** Start Data block **
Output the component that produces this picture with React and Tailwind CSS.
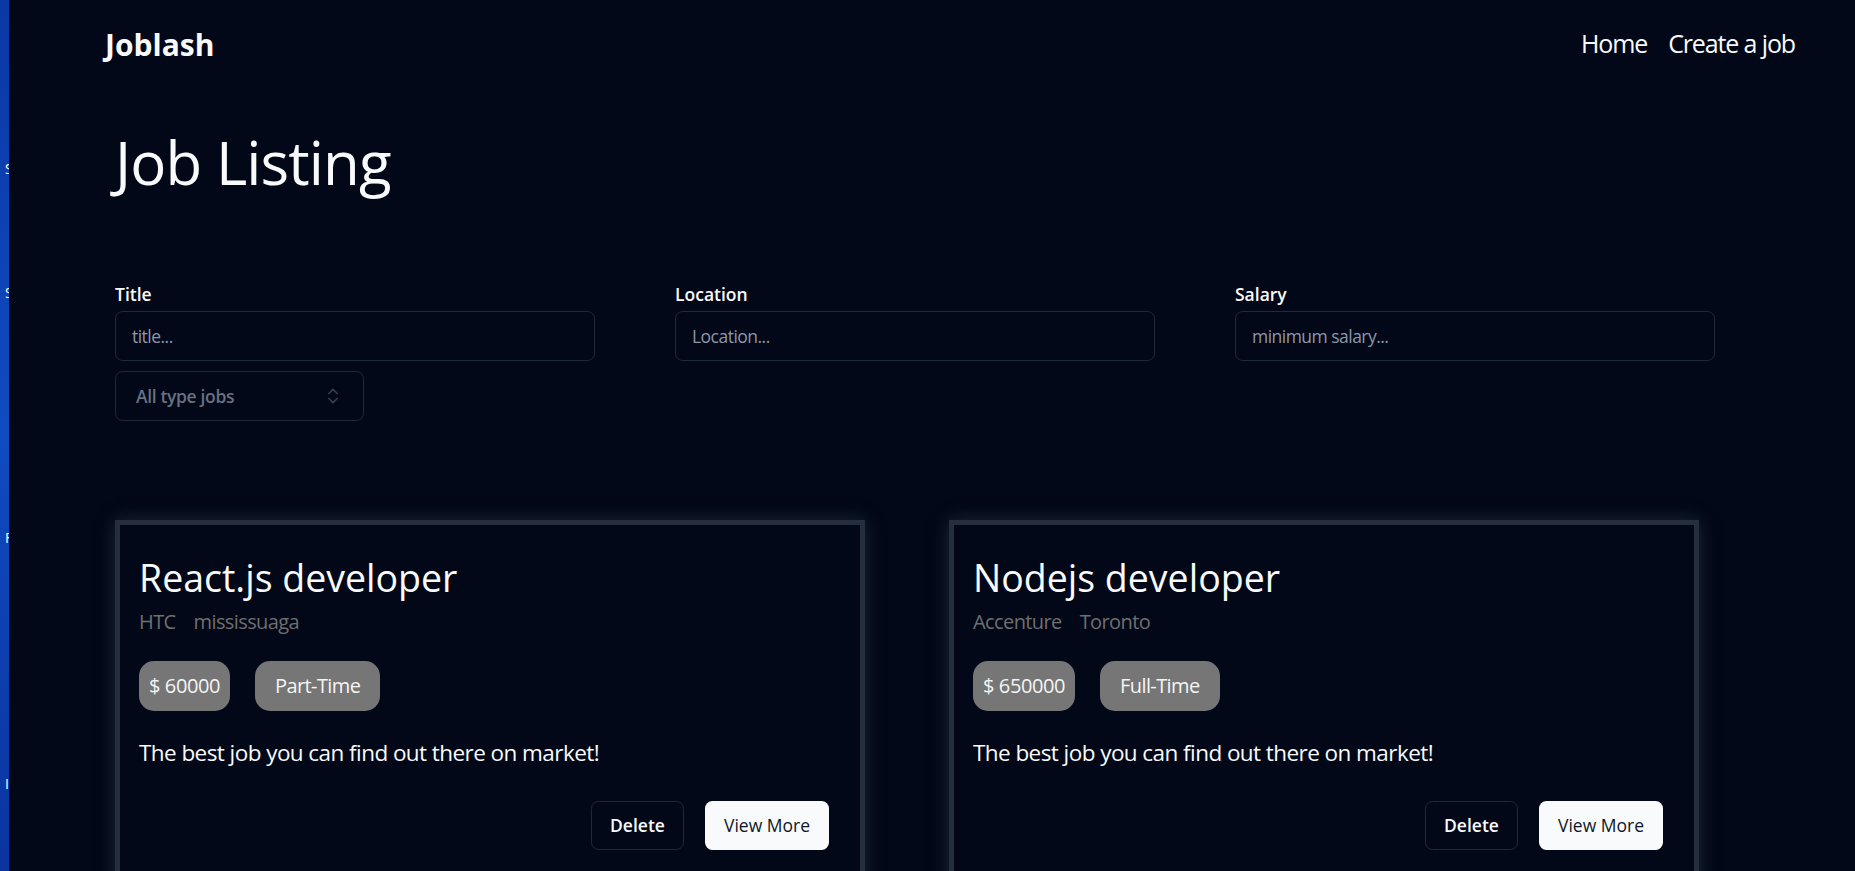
import React from "react";
import { ChevronsUpDown } from "lucide-react";

const jobs = [
  {
    id: 1,
    title: "React.js developer",
    company: "HTC",
    location: "mississuaga",
    salary: "60000",
    type: "Part-Time",
    description: "The best job you can find out there on market!",
  },
  {
    id: 2,
    title: "Nodejs developer",
    company: "Accenture",
    location: "Toronto",
    salary: "650000",
    type: "Full-Time",
    description: "The best job you can find out there on market!",
  },
];

const Field = ({ label, placeholder }) => (
  <div className="flex flex-col w-[480px]">
    <label className="text-[17.5px] leading-[17.5px] font-semibold text-[#f8fafc] mb-[7.5px]">
      {label}
    </label>
    <input
      placeholder={placeholder}
      className="h-[50px] w-full rounded-[7.5px] border border-[#1e293b] bg-transparent pl-[16px] text-[17.5px] tracking-[-0.03em] text-[#f8fafc] placeholder:text-[#8d97aa] outline-none"
    />
  </div>
);

const JobCard = ({ job }) => (
  <div className="w-[750px] border-[5px] border-[#242e3e] shadow-[0_0_16px_rgba(51,65,85,0.55)] pt-[30px] pb-[32px] pl-[19px] pr-[31px]">
    <h2 className="text-[37.5px] leading-[45px] text-[#f8fafc]">{job.title}</h2>
    <div className="flex gap-[18px] mt-[7px] text-[20px] leading-[30px] tracking-[-0.03em] text-[#6f6f6f]">
      <span>{job.company}</span>
      <span>{job.location}</span>
    </div>
    <div className="flex gap-[25px] mt-[23.5px]">
      <span className="h-[50px] flex items-center rounded-[15px] bg-[#767676] px-[10px] text-[20px] tracking-[-0.02em] text-[#f5f5f5]">
        $ {job.salary}
      </span>
      <span className="h-[50px] flex items-center rounded-[15px] bg-[#767676] px-[20px] text-[20px] tracking-[-0.03em] text-[#f5f5f5]">
        {job.type}
      </span>
    </div>
    <p className="mt-[24px] text-[22.5px] leading-[35px] tracking-[-0.025em] text-[#f8fafc]">
      {job.description}
    </p>
    <div className="flex justify-end gap-[21px] mt-[31px]">
      <button className="h-[49px] w-[93px] rounded-[7.5px] border border-[#1e293b] text-[17.5px] font-semibold text-[#f8fafc]">
        Delete
      </button>
      <button className="h-[49px] w-[124px] rounded-[7.5px] bg-[#f8fafc] text-[17.5px] font-medium text-[#0f172a]">
        View More
      </button>
    </div>
  </div>
);

export default function App() {
  return (
    <div className="flex h-[871px] overflow-hidden bg-[#020817] font-['Open_Sans',sans-serif]">
      {/* window edge behind the browser */}
      <div className="relative w-[9px] shrink-0 overflow-hidden bg-gradient-to-b from-[#0a38a6] via-[#0f4bc2] to-[#0a34a0] text-[14px] leading-[18px] text-white">
        <span className="absolute left-[5px] top-[160px]">S</span>
        <span className="absolute left-[5px] top-[284px]">S</span>
        <span className="absolute left-[5px] top-[529px]">F</span>
        <span className="absolute left-[5px] top-[775px]">I</span>
      </div>

      <div className="flex-1 flex flex-col">
        <header className="h-[88px] shrink-0 flex items-center justify-between pl-[96px] pr-[60px]">
          <span className="text-[30px] font-bold text-[#f8fafc]">Joblash</span>
          <nav className="flex gap-[21px] text-[25px] tracking-[-0.045em] text-[#f8fafc]">
            <a href="#">Home</a>
            <a href="#">Create a job</a>
          </nav>
        </header>

        <main className="shrink-0 pl-[106px]">
          <h1 className="mt-[44px] text-[60px] leading-[60px] tracking-[-0.015em] text-[#f8fafc]">
            Job Listing
          </h1>

          <div className="mt-[94px] flex gap-[80px]">
            <Field label="Title" placeholder="title..." />
            <Field label="Location" placeholder="Location..." />
            <Field label="Salary" placeholder="minimum salary..." />
          </div>

          <button className="mt-[10px] h-[50px] w-[249px] flex items-center justify-between rounded-[7.5px] border border-[#1e293b] pl-[20px] pr-[20px] text-[17.5px] font-semibold tracking-[-0.02em] text-[#687183]">
            All type jobs
            <ChevronsUpDown className="w-[20px] h-[20px] opacity-50" />
          </button>

          <div className="mt-[99px] flex gap-[84px]">
            {jobs.map((job) => (
              <JobCard key={job.id} job={job} />
            ))}
          </div>
        </main>
      </div>
    </div>
  );
}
** End Data block **
Stated problem :: Quote the preceding listing precisely and completely, omitting its images.

Result for this task ::
Output the component that produces this picture with React and Tailwind CSS.
import React from "react";
import { ChevronsUpDown } from "lucide-react";

const jobs = [
  {
    id: 1,
    title: "React.js developer",
    company: "HTC",
    location: "mississuaga",
    salary: "60000",
    type: "Part-Time",
    description: "The best job you can find out there on market!",
  },
  {
    id: 2,
    title: "Nodejs developer",
    company: "Accenture",
    location: "Toronto",
    salary: "650000",
    type: "Full-Time",
    description: "The best job you can find out there on market!",
  },
];

const Field = ({ label, placeholder }) => (
  <div className="flex flex-col w-[480px]">
    <label className="text-[17.5px] leading-[17.5px] font-semibold text-[#f8fafc] mb-[7.5px]">
      {label}
    </label>
    <input
      placeholder={placeholder}
      className="h-[50px] w-full rounded-[7.5px] border border-[#1e293b] bg-transparent pl-[16px] text-[17.5px] tracking-[-0.03em] text-[#f8fafc] placeholder:text-[#8d97aa] outline-none"
    />
  </div>
);

const JobCard = ({ job }) => (
  <div className="w-[750px] border-[5px] border-[#242e3e] shadow-[0_0_16px_rgba(51,65,85,0.55)] pt-[30px] pb-[32px] pl-[19px] pr-[31px]">
    <h2 className="text-[37.5px] leading-[45px] text-[#f8fafc]">{job.title}</h2>
    <div className="flex gap-[18px] mt-[7px] text-[20px] leading-[30px] tracking-[-0.03em] text-[#6f6f6f]">
      <span>{job.company}</span>
      <span>{job.location}</span>
    </div>
    <div className="flex gap-[25px] mt-[23.5px]">
      <span className="h-[50px] flex items-center rounded-[15px] bg-[#767676] px-[10px] text-[20px] tracking-[-0.02em] text-[#f5f5f5]">
        $ {job.salary}
      </span>
      <span className="h-[50px] flex items-center rounded-[15px] bg-[#767676] px-[20px] text-[20px] tracking-[-0.03em] text-[#f5f5f5]">
        {job.type}
      </span>
    </div>
    <p className="mt-[24px] text-[22.5px] leading-[35px] tracking-[-0.025em] text-[#f8fafc]">
      {job.description}
    </p>
    <div className="flex justify-end gap-[21px] mt-[31px]">
      <button className="h-[49px] w-[93px] rounded-[7.5px] border border-[#1e293b] text-[17.5px] font-semibold text-[#f8fafc]">
        Delete
      </button>
      <button className="h-[49px] w-[124px] rounded-[7.5px] bg-[#f8fafc] text-[17.5px] font-medium text-[#0f172a]">
        View More
      </button>
    </div>
  </div>
);

export default function App() {
  return (
    <div className="flex h-[871px] overflow-hidden bg-[#020817] font-['Open_Sans',sans-serif]">
      {/* window edge behind the browser */}
      <div className="relative w-[9px] shrink-0 overflow-hidden bg-gradient-to-b from-[#0a38a6] via-[#0f4bc2] to-[#0a34a0] text-[14px] leading-[18px] text-white">
        <span className="absolute left-[5px] top-[160px]">S</span>
        <span className="absolute left-[5px] top-[284px]">S</span>
        <span className="absolute left-[5px] top-[529px]">F</span>
        <span className="absolute left-[5px] top-[775px]">I</span>
      </div>

      <div className="flex-1 flex flex-col">
        <header className="h-[88px] shrink-0 flex items-center justify-between pl-[96px] pr-[60px]">
          <span className="text-[30px] font-bold text-[#f8fafc]">Joblash</span>
          <nav className="flex gap-[21px] text-[25px] tracking-[-0.045em] text-[#f8fafc]">
            <a href="#">Home</a>
            <a href="#">Create a job</a>
          </nav>
        </header>

        <main className="shrink-0 pl-[106px]">
          <h1 className="mt-[44px] text-[60px] leading-[60px] tracking-[-0.015em] text-[#f8fafc]">
            Job Listing
          </h1>

          <div className="mt-[94px] flex gap-[80px]">
            <Field label="Title" placeholder="title..." />
            <Field label="Location" placeholder="Location..." />
            <Field label="Salary" placeholder="minimum salary..." />
          </div>

          <button className="mt-[10px] h-[50px] w-[249px] flex items-center justify-between rounded-[7.5px] border border-[#1e293b] pl-[20px] pr-[20px] text-[17.5px] font-semibold tracking-[-0.02em] text-[#687183]">
            All type jobs
            <ChevronsUpDown className="w-[20px] h-[20px] opacity-50" />
          </button>

          <div className="mt-[99px] flex gap-[84px]">
            {jobs.map((job) => (
              <JobCard key={job.id} job={job} />
            ))}
          </div>
        </main>
      </div>
    </div>
  );
}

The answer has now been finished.